Well, that was certainly a hockey game.
I’m still trying to process what on earth I just watched. Let’s walk through it period by period to get a better understanding of things here.
- 1st Period: The Leafs trailed in shot attempts but dominated in expected Goals and high-danger chances (particularly as the period wore on), and somehow got out-scored 3-0 by Ottawa.
- 2nd Period: The Leafs were dominated in all statistical categories, and the score somehow remained 3-0.
- 3rd Period: The Leafs dominated, scored twice to make it 3-2, and ultimately fell short.
That comeback falls largely on the shoulders of Jason Spezza, who we’ll be breaking down in more detail shortly. The more troublesome takeaway for me is that he needed to be the one to spark it after things weren’t going the Leafs‘ way, which seems to happen a lot when things tighten up for Toronto.
To top things off, Petr Mrazek left the game after two periods with a groin injury and did not return. Just in case you were wondering if there was any reason for optimism in this game, there wasn’t much.
Let’s evaluate each Leaf individually to help explain why, starting with the few guys who actually did make a meaningful impact tonight.
Jason Spezza (RW, #19) — Watching him quarterback PP1 makes me wonder what could have been last year. He’s still excellent at threading passes through the seam, pulling it off twice at 5-on-4 to William Nylander and another time to Morgan Rielly as time expired. He only picked up an assist on one of those plays, but those are extremely high-value passes that are going to lead to a lot of goals.

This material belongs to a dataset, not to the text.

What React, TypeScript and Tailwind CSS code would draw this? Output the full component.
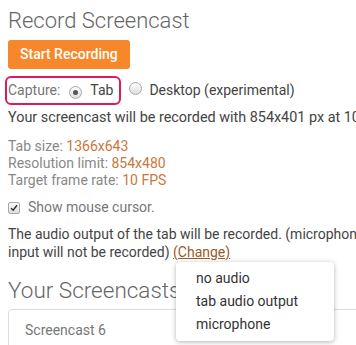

Spezza also let a bomb go from the top of the right circle, beating Anton Forsberg clean, which wasn’t an easy task tonight. There is an element of frustration when I see Spezza make these high-end offensive plays with consistency, knowing he’ll be stuck on the fourth line with linemates who can’t do anything with the cross-ice passes he feeds them.
Now seems like a good time to bring up the fact that Joe Thornton got PP1 usage in the playoffs over Spezza last season. I’m not sure why the Leafs have insisted on playing Spezza so few minutes when he’s proven he can produce at an elite rate, but it’s nice to see them use him on PP1 to start the year in Matthews’ absence.

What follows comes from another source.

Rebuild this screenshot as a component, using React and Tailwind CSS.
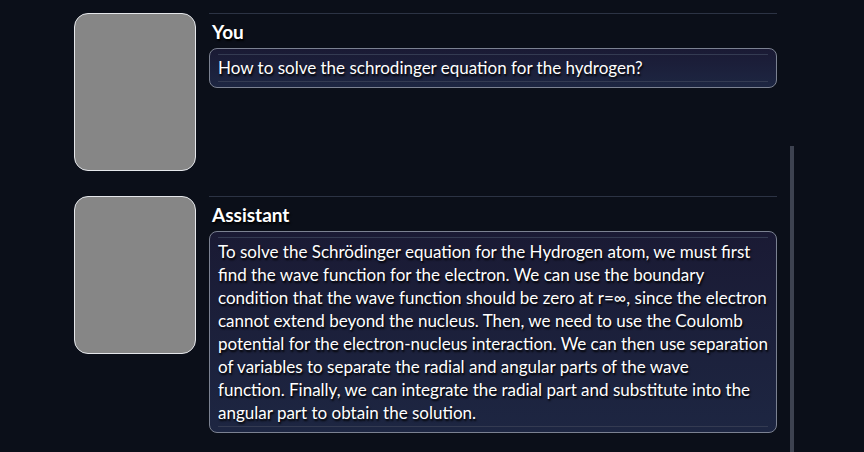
const lines = [
  'To solve the Schrödinger equation for the Hydrogen atom, we must first',
  'find the wave function for the electron. We can use the boundary',
  'condition that the wave function should be zero at r=∞, since the electron',
  'cannot extend beyond the nucleus. Then, we need to use the Coulomb',
  'potential for the electron-nucleus interaction. We can then use separation',
  'of variables to separate the radial and angular parts of the wave',
  'function. Finally, we can integrate the radial part and substitute into the',
  'angular part to obtain the solution.',
];

function Avatar() {
  return <div className="w-[122px] h-[158px] shrink-0 rounded-[14px] border border-[#e5e7eb] bg-[#868686]" />;
}

function Message({ name, children }) {
  return (
    <div className="flex gap-[13px]">
      <Avatar />
      <div className="flex-1 border-t border-[#2c3344]">
        <div className="pl-[3px] pt-[7px] pb-[5px] text-[19px] font-bold leading-[22px] text-white [text-shadow:1px_2px_2px_#000]">
          {name}
        </div>
        <div className="rounded-[8px] border border-[#7b8191] bg-gradient-to-b from-[#1a1a34] to-[#1d2642] px-2 py-[5px]">
          <div className="border-y border-[#343b52] py-[2px] text-[17px] leading-[23px] text-white [text-shadow:1px_2px_2px_#000]">
            {children}
          </div>
        </div>
      </div>
    </div>
  );
}

export default function App() {
  return (
    <div className="h-[452px] w-[864px] overflow-hidden bg-[#0b0f19] font-['Lato',sans-serif]">
      <div className="flex h-full">
        <div className="ml-[74px] mt-[13px] flex w-[703px] flex-col gap-[25px]">
          <Message name="You">
            <div className="leading-[22px]">How to solve the schrodinger equation for the hydrogen?</div>
          </Message>
          <Message name="Assistant">
            {lines.map(l => (
              <div key={l} className="whitespace-nowrap">{l}</div>
            ))}
          </Message>
        </div>
        <div className="ml-[13px] mt-[146px] h-full w-[4px] bg-[#3d4250]" />
      </div>
    </div>
  );
}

William Nylander (RW, #88) — We’re only two games into the season, but Nylander appears to be picking things up where they left off in the playoffs. He’s been flying up and down the ice in transition, gaining the zone with speed, and making high-skill plays with the puck to create quality scoring opportunities.
What’s impressed me the most early on is how much he’s generating individually by way of his shot. He finished the game with seven shots from the slot, one of which found the back of the net. Whether he’s teeing up from the dots on the power play or getting himself open at the net front off the cycle at even strength, it’s clear that he’s generating offense at an elite rate.
He also played over 22 minutes tonight, so it’s nice to know his stellar play is finally being rewarded by the coaching staff.
Michael Bunting (LW, #58) — We should start a running tally of how often Bunting gets knocked down after going hard to the net. He was making a lot of friends in the blue paint again tonight, frustrating opposing defenders enough to eventually draw an interference penalty later in the game.
Bunting also had a few good scoring chances in this game, including a breakaway, a few good whacks at some rebounds in tight, and a one-timer coming off of a Rasmus Sandin seam pass. I’m not sure how that last one stayed out.
Sometimes you just have to throw your hands up and shout “goalies!”
Petr Mrazek (G, #34) — Speaking of goalies, Mrazek played excellent in the second period to help keep Toronto in the game. I’m sure Goalie Twitter has had their arguments about every goal he allowed in this game, but if you go back and rewatch each one, *insert Steve Briere voice* there actually wasn’t much he could do.
- Goal 1: Rebound, backdoor pass
- Goal 2: Redirection off Tyler Ennis’ knee
- Goal 3: Redirection off Justin Holl
Hockey’s a random sport, so these things are going to happen. I just don’t love blaming goalies for every goal that crosses the goal line. Mrazek followed up that unlucky first period with a spectacular second period, making toe saves and bailing out the overly aggressive PK when Ottawa quickly reversed play to the weak side.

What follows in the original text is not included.